Remaining silent or appearing removed, perhaps
on the advice of legal counsel, tends to enrage the public and other
stakeholders. A balanced communications strategy must be developed that
protects corporate liability while satisfying the demands of today’s
information and media dynamic.
As demanding as the public may be, they are
usually inclined to give an organization the benefit of the doubt in the early
hours of a crisis. They judge a company and its leaders not by the incident
itself — which they recognize is often beyond the control of those individuals
— but by their response.
3. Take responsibility. One of the more
controversial tenets of crisis management is that someone involved in a crisis
must be prepared to empathize, even publicly apologize, for the events that
have transpired. This is different from accepting blame. Taking responsibility
means communicating what an organization is doing to remedy a situation that
the media and the public have determined involve that organization in some way.
4. Centralize information. A company
needs to move quickly to gain control over information and the resolution of
the crisis. Ensure that appropriate levels of management are updated with
information from a wide variety of sources (media coverage, analyst comments,
competitive intelligence, managers’ first-hand reports, etc.).
5. Establish a crisis team. Create and
train the crisis team before a crisis strikes, and establish a situation room.
During a crisis, when everyone goes into action, be sure the team has access to
the highest levels of management.
6. “Plan for the worst; hope for the best.”
Assume the worst-case scenario. Develop contingencies for the hours and days
ahead, forecast possible consequences and determine plans of action.

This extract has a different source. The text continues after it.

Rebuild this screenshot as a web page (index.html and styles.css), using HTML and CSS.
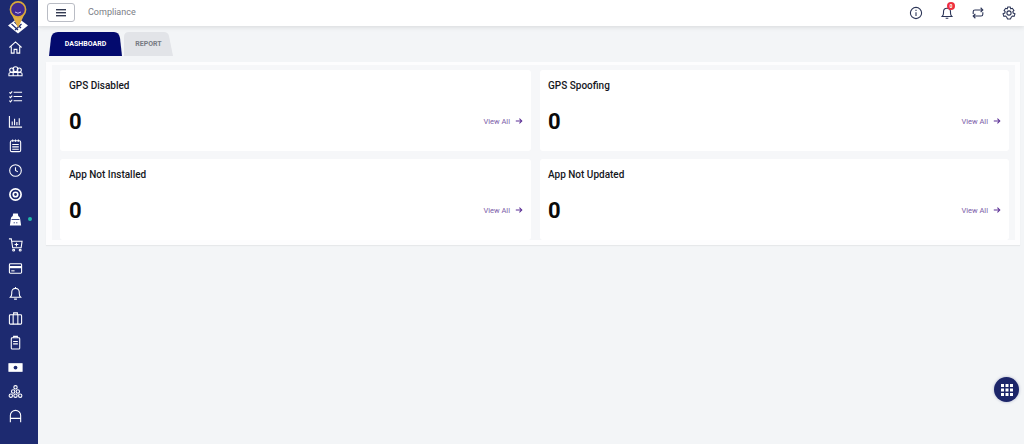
FILE: index.html
```html
<!DOCTYPE html>
<html lang="en">
<head>
<meta charset="utf-8">
<title>Compliance</title>
<link rel="stylesheet" href="styles.css">
</head>
<body>
<div class="app">
  <nav class="side">
    <div class="logo">
      <svg width="24" height="35" viewBox="0 0 24 35">
        <path d="M12 18 L22 25.5 L12 33.5 L2 25.5Z" fill="#fff"/>
        <path d="M5.5 24 L12 30 M8.5 22 L15 28 M9 30 L15.5 24" stroke="#1d2a70" stroke-width="1.2" fill="none"/>
        <path d="M5 13 L12 28 L19 13Z" fill="#e0ad45"/>
        <circle cx="12" cy="9.5" r="7.6" fill="#3f2a92" stroke="#d9a93a" stroke-width="1.6"/>
        <path d="M9 12 Q12 14.5 15 12" stroke="#c9b6ee" stroke-width="1" fill="none"/>
      </svg>
    </div>
    <ul class="menu">
      <li class="item"><svg class="ni" viewBox="0 0 16 16"><path d="M1.5 8 L8 2 L14.5 8 M3.5 7 V14 H6.5 V10 H9.5 V14 H12.5 V7"/></svg></li>
      <li class="item"><svg class="ni" viewBox="0 0 16 16"><circle cx="4" cy="6.5" r="2.2"/><circle cx="8" cy="5.5" r="2.6"/><circle cx="12" cy="6.5" r="2.2"/><path d="M1 12.5 V10.5 Q1 9 3 9 H13 Q15 9 15 10.5 V12.5 H1Z M5.5 9 V12.5 M10.5 9 V12.5"/></svg></li>
      <li class="item"><svg class="ni" viewBox="0 0 16 16"><path d="M6 3.5 H15 M6 8 H15 M6 12.5 H15 M1.5 3.5 L2.7 4.7 L4.5 2.5 M1.5 8 L2.7 9.2 L4.5 7 M1.5 12.5 L2.7 13.7 L4.5 11.5"/></svg></li>
      <li class="item"><svg class="ni" viewBox="0 0 16 16"><path d="M1.5 2 V14 H15 M4.5 12 V8 M7 12 V5 M9.5 12 V8.5 M12 12 V4.5"/></svg></li>
      <li class="item"><svg class="ni" viewBox="0 0 16 16"><rect x="2.5" y="3" width="11" height="11.5" rx="1.5"/><path d="M5 1.5 V4 M8 1.5 V4 M11 1.5 V4 M4.5 7 H11.5 M4.5 9.5 H11.5 M4.5 12 H11.5"/></svg></li>
      <li class="item"><svg class="ni" viewBox="0 0 16 16"><circle cx="8" cy="8" r="6.2"/><path d="M8 4.5 V8 L10.5 9.5"/></svg></li>
      <li class="item"><svg class="ni ni-bold" viewBox="0 0 16 16"><circle cx="8" cy="8" r="6"/><circle cx="8" cy="8" r="2.4"/></svg></li>
      <li class="item"><svg class="ni ni-fill" viewBox="0 0 16 16"><path d="M5.5 1.5 H10.5 L11 4.5 H11.5 Q13 5.5 13 7.5 L14 14.5 H2 L3 7.5 Q3 5.5 4.5 4.5 H5 Z"/><path class="ni-cut" d="M3.8 8 H12.2 M6 11.5 H7.3 M8.7 11.5 H10"/></svg><span class="dot"></span></li>
      <li class="item"><svg class="ni" viewBox="0 0 16 16"><path d="M1 2 H3.5 L5 11.5 H14 L15 4.5 H4 M7 8 H11 M9 6 V10"/><circle cx="6" cy="14" r="1"/><circle cx="13" cy="14" r="1"/></svg></li>
      <li class="item"><svg class="ni" viewBox="0 0 16 16"><rect x="1.5" y="3" width="13" height="10" rx="1"/><path d="M1.5 6.5 H14.5" stroke-width="2.4"/><path d="M3.5 10.5 H7"/></svg></li>
      <li class="item"><svg class="ni" viewBox="0 0 16 16"><path d="M2.5 12 Q4 10.5 4 8 V6.5 A4 4 0 0 1 12 6.5 V8 Q12 10.5 13.5 12Z M6.5 14 H9.5 M8 1 V2.5"/></svg></li>
      <li class="item"><svg class="ni" viewBox="0 0 16 16"><rect x="1.5" y="4" width="13" height="10" rx="1"/><path d="M5.5 4 V14 M10.5 4 V14 M6 4 V2 H10 V4"/></svg></li>
      <li class="item"><svg class="ni" viewBox="0 0 16 16"><rect x="3.5" y="3" width="9" height="12" rx="1"/><path d="M6 3 V1.5 H10 V3 M5.5 7 H10.5 M5.5 9.5 H10.5"/></svg></li>
      <li class="item"><svg class="ni" viewBox="0 0 16 16"><rect x="1" y="4" width="14" height="8" fill="#fff"/><circle cx="8" cy="8" r="2" fill="#1d2a70" stroke="none"/></svg></li>
      <li class="item"><svg class="ni" viewBox="0 0 16 16"><circle cx="8" cy="3.5" r="1.8"/><circle cx="5.5" cy="8" r="1.8"/><circle cx="10.5" cy="8" r="1.8"/><circle cx="3" cy="12.5" r="1.8"/><circle cx="8" cy="12.5" r="1.8"/><circle cx="13" cy="12.5" r="1.8"/></svg></li>
      <li class="item"><svg class="ni" viewBox="0 0 16 16"><path d="M2.5 14 V7 A5.5 5.5 0 0 1 13.5 7 V14 M2.5 10 H13.5"/></svg></li>
    </ul>
  </nav>
  <div class="main">
    <header class="top">
      <button class="burger" type="button" aria-label="Menu"><span></span><span></span><span></span></button>
      <span class="crumb">Compliance</span>
      <div class="tools">
        <svg class="ti" viewBox="0 0 16 16"><circle cx="8" cy="8" r="6.4"/><path d="M8 7 V11.5 M8 4.3 V5.7"/></svg>
        <span class="bell">
          <svg class="ti" viewBox="0 0 16 16"><path d="M2.5 12 Q4 10.5 4 8 V6.5 A4 4 0 0 1 12 6.5 V8 Q12 10.5 13.5 12Z M6.5 14 H9.5"/></svg>
          <b class="badge">0</b>
        </span>
        <svg class="ti" viewBox="0 0 16 16"><path d="M2.5 9 V6.5 Q2.5 4.5 4.5 4.5 H13.5 M11 2 L13.5 4.5 L11 7 M13.5 7 V9.5 Q13.5 11.5 11.5 11.5 H2.5 M5 9 L2.5 11.5 L5 14"/></svg>
        <svg class="ti" viewBox="0 0 16 16"><path d="M6.6 1.2 H9.4 L10 3.2 L11.8 2.6 L13.6 5 L12.4 6.4 L12.8 8 L14.8 9 L13.8 11.8 L11.8 11.4 L10.6 12.8 L9.6 14.8 H6.4 L5.4 12.8 L4.2 11.4 L2.2 11.8 L1.2 9 L3.2 8 L3.6 6.4 L2.4 5 L4.2 2.6 L6 3.2Z"/><circle cx="8" cy="8" r="2.4"/></svg>
      </div>
    </header>
    <div class="tabs">
      <a class="tab tab-on">DASHBOARD</a>
      <a class="tab tab-off">REPORT</a>
    </div>
    <section class="panel">
      <div class="grid">
        <article class="card">
          <h2 class="title">GPS Disabled</h2>
          <div class="row"><span class="num">0</span><a class="link">View All <svg class="arrow" viewBox="0 0 10 10"><path d="M1 5 H8.5 M5.5 2 L8.5 5 L5.5 8"/></svg></a></div>
        </article>
        <article class="card">
          <h2 class="title">GPS Spoofing</h2>
          <div class="row"><span class="num">0</span><a class="link">View All <svg class="arrow" viewBox="0 0 10 10"><path d="M1 5 H8.5 M5.5 2 L8.5 5 L5.5 8"/></svg></a></div>
        </article>
        <article class="card">
          <h2 class="title">App Not Installed</h2>
          <div class="row"><span class="num">0</span><a class="link">View All <svg class="arrow" viewBox="0 0 10 10"><path d="M1 5 H8.5 M5.5 2 L8.5 5 L5.5 8"/></svg></a></div>
        </article>
        <article class="card">
          <h2 class="title">App Not Updated</h2>
          <div class="row"><span class="num">0</span><a class="link">View All <svg class="arrow" viewBox="0 0 10 10"><path d="M1 5 H8.5 M5.5 2 L8.5 5 L5.5 8"/></svg></a></div>
        </article>
      </div>
    </section>
  </div>
</div>
<button class="fab" type="button" aria-label="Apps">
  <svg width="12" height="12" viewBox="0 0 12 12" fill="#fff"><rect x="0" y="0" width="3" height="3"/><rect x="4.5" y="0" width="3" height="3"/><rect x="9" y="0" width="3" height="3"/><rect x="0" y="4.5" width="3" height="3"/><rect x="4.5" y="4.5" width="3" height="3"/><rect x="9" y="4.5" width="3" height="3"/><rect x="0" y="9" width="3" height="3"/><rect x="4.5" y="9" width="3" height="3"/><rect x="9" y="9" width="3" height="3"/></svg>
</button>
</body>
</html>
```
FILE: styles.css
```css
* { box-sizing: border-box; }
html, body { margin: 0; height: 100%; overflow: hidden; }
body { background: #f3f5f7; font-family: Roboto, "Liberation Sans", sans-serif; color: #111; }
.app { display: flex; height: 444px; }
.side { width: 38px; flex: none; background: #1d2a70; display: flex; flex-direction: column; }
.logo { height: 35px; width: 36px; display: flex; justify-content: center; overflow: hidden; }
.menu { list-style: none; margin: 0; padding: 0; width: 100%; }
.item { height: 24.62px; display: flex; align-items: center; justify-content: center; position: relative; margin-left: -7px; }
.ni { width: 15px; height: 15px; fill: none; stroke: #fff; stroke-width: 1.15; }
.ni-bold { stroke-width: 1.8; }
.ni-fill { fill: #fff; stroke: none; }
.ni-cut { fill: none; stroke: #1d2a70; stroke-width: .9; }
.dot { position: absolute; left: 35px; top: 10px; width: 4px; height: 4px; border-radius: 50%; background: #20b8a8; }
.main { flex: 1; min-width: 0; display: flex; flex-direction: column; }
.top { height: 26px; background: #fff; display: flex; align-items: center; padding-left: 9px; box-shadow: 0 1px 5px rgba(0,0,0,.12); position: relative; }
.burger { width: 28px; height: 19px; margin-top: -2px; background: #fff; border: 1px solid #b9bcc4; border-radius: 3px; padding: 0; display: flex; flex-direction: column; align-items: center; justify-content: center; gap: 2px; }
.burger span { display: block; width: 10px; height: 1px; background: #333a52; box-shadow: 0 .4px 0 #333a52; }
.crumb { margin-left: 13px; margin-top: -3px; font-size: 9px; color: #7a7d85; }
.tools { margin-left: auto; margin-right: 8px; display: flex; align-items: center; gap: 17px; }
.ti { width: 14px; height: 14px; fill: none; stroke: #2c3557; stroke-width: 1.25; display: block; }
.bell { position: relative; display: block; }
.badge { position: absolute; left: 7px; top: -4px; width: 8px; height: 8px; border-radius: 50%; background: #ee2f3f; color: #fff; font-size: 5px; line-height: 8px; text-align: center; font-weight: 700; }
.tabs { display: flex; gap: 2px; padding: 6px 0 0 11px; height: 30px; align-items: flex-end; }
.tab { height: 24px; display: flex; align-items: center; justify-content: center; font-size: 7px; font-weight: 700; }
.tab-on { width: 73px; background: #030a6e; color: #fff; clip-path: path("M0 24 L2 6 Q3 0 9 0 H65 Q70 0 71 6 L73 24Z"); }
.tab-off { width: 49px; color: #777b83; background: #e2e4e8; clip-path: path("M0 24 V5 Q0 0 5 0 H40 Q44 0 45 4 L49 24Z"); }
.panel { margin: 6px 4px 0 8px; height: 183px; background: #fdfdfe; padding: 3px 5px 0 6px; box-shadow: 0 1px 1px rgba(0,0,0,.05); }
.grid { background: #f6f7f9; height: 175px; padding: 5px 6px 0 8px; display: grid; grid-template-columns: 471px 469px; column-gap: 9px; grid-template-rows: 81px 81px; row-gap: 8px; }
.card { background: #fff; border-radius: 3px; padding: 10px 8px 0 9px; }
.card:nth-child(even) { padding-left: 8px; }
.title { margin: 0; font-size: 10px; line-height: 12px; font-weight: 500; color: #15171c; }
.row { display: flex; justify-content: space-between; align-items: center; margin-top: 16px; }
.num { font-size: 22px; line-height: 28px; font-weight: 700; color: #0a0a0a; }
.link { display: flex; align-items: center; gap: 5px; margin-bottom: 2px; font-size: 7.5px; color: #7b5ca8; }
.arrow { width: 8px; height: 8px; fill: none; stroke: #5b2f95; stroke-width: 1.3; }
.fab { position: fixed; left: 994px; top: 377px; width: 25px; height: 25px; border-radius: 50%; border: 0; padding: 0; background: #1c2569; display: flex; align-items: center; justify-content: center; box-shadow: 0 0 3px rgba(40,50,120,.35); }
```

7. Communicate with employees. Remember
that employees are your front-line “ambassadors” in a crisis. Be sure they are
aware of what the company is doing to deal with the situation.

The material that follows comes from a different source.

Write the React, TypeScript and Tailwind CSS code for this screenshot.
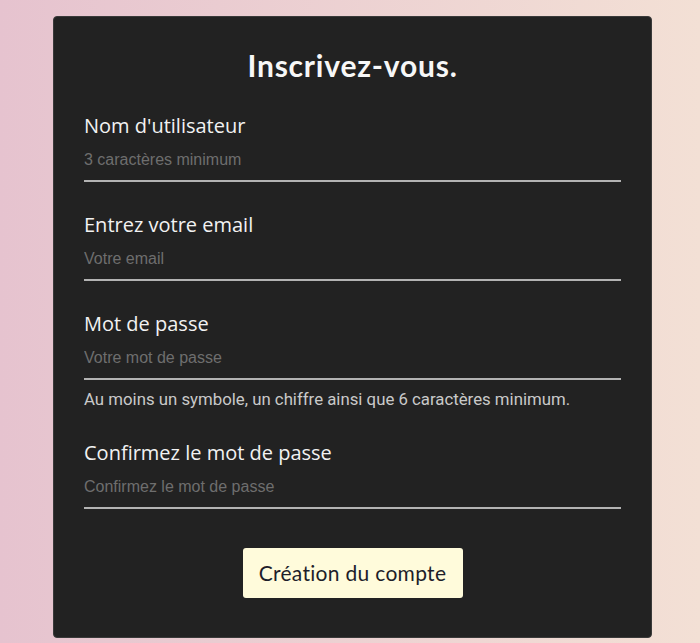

8. Third parties. Use third parties to
speak on your behalf. Third parties act as character witnesses and often carry
more credibility than the organization at the centre of a crisis.
9. Use research to determine responses.
Polling, market research and focus groups provide essential insight into the
magnitude of a crisis and public attitudes about where hidden issues may lie.

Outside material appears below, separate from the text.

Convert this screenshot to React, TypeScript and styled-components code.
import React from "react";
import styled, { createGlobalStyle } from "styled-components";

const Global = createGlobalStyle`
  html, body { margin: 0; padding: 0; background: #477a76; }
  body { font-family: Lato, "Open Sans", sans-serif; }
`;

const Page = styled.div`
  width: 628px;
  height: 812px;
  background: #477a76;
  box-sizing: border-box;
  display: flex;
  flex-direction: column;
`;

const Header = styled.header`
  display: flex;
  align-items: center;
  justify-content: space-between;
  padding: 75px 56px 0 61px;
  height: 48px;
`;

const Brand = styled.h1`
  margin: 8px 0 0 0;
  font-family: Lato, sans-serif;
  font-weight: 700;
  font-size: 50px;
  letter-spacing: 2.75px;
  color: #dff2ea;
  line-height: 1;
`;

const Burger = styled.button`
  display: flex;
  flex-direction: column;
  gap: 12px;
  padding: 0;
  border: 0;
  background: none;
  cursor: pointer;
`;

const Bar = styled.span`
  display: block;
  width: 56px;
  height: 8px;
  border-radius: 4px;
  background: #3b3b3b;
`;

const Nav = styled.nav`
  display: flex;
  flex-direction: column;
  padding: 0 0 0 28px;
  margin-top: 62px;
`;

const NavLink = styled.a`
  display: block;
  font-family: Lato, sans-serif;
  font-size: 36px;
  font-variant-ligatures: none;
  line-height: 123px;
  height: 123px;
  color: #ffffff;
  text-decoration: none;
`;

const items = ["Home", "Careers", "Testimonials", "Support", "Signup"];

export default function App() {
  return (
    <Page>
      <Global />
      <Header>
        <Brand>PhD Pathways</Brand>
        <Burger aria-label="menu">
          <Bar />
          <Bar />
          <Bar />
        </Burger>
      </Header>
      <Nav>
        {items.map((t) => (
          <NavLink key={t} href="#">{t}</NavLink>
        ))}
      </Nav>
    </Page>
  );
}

Monitor the Internet, chat rooms and blogs.
10. Create a website – If circumstances
warrant, create a website to give quick, up-to-the-minute information and get
the company’s story out.
3. How to manage your reputation after the crisis?
As the crisis comes under control,
a company should examine the impact the incident has had on its brand(s) and
reputation. If the brand has taken a hit, a company may need to give consumers
a reason to trust them again.
Companies should consider a broad
range of potential communication initiatives to restore trust and loyalty.
·
Following a
recall of millions of cases of beer that may have contained a few bottles
tainted with caustic cleaning material, a major brewery ran ads in newspapers
across Canada, assuring consumers the problem was rectified and offering them
coupons redeemable for a free beer.
·
A major
appliance company weathered controversy following the closure of a
manufacturing facility that saw hundreds lose their jobs. The company ran a
major public relations and advertising campaign to remind customers that it
continued to have an active presence in the country, and was here for the long
haul.
·
An
international mining company seeks to restore normalcy to an overseas site that
has been occupied by demonstrators and attracted an international backlash. The
company begins a real effort at stakeholder communications and engagement,
learning to work with its staunchest critics.
An entire arsenal of public
relations techniques can be called upon, from media relations, internal
communications, and thought-leadership initiatives to comprehensive corporate
social responsibility programs.
Public opinion surveys can track
changes in attitudes towards a company in the weeks and months after
reputation-focused programs are launched.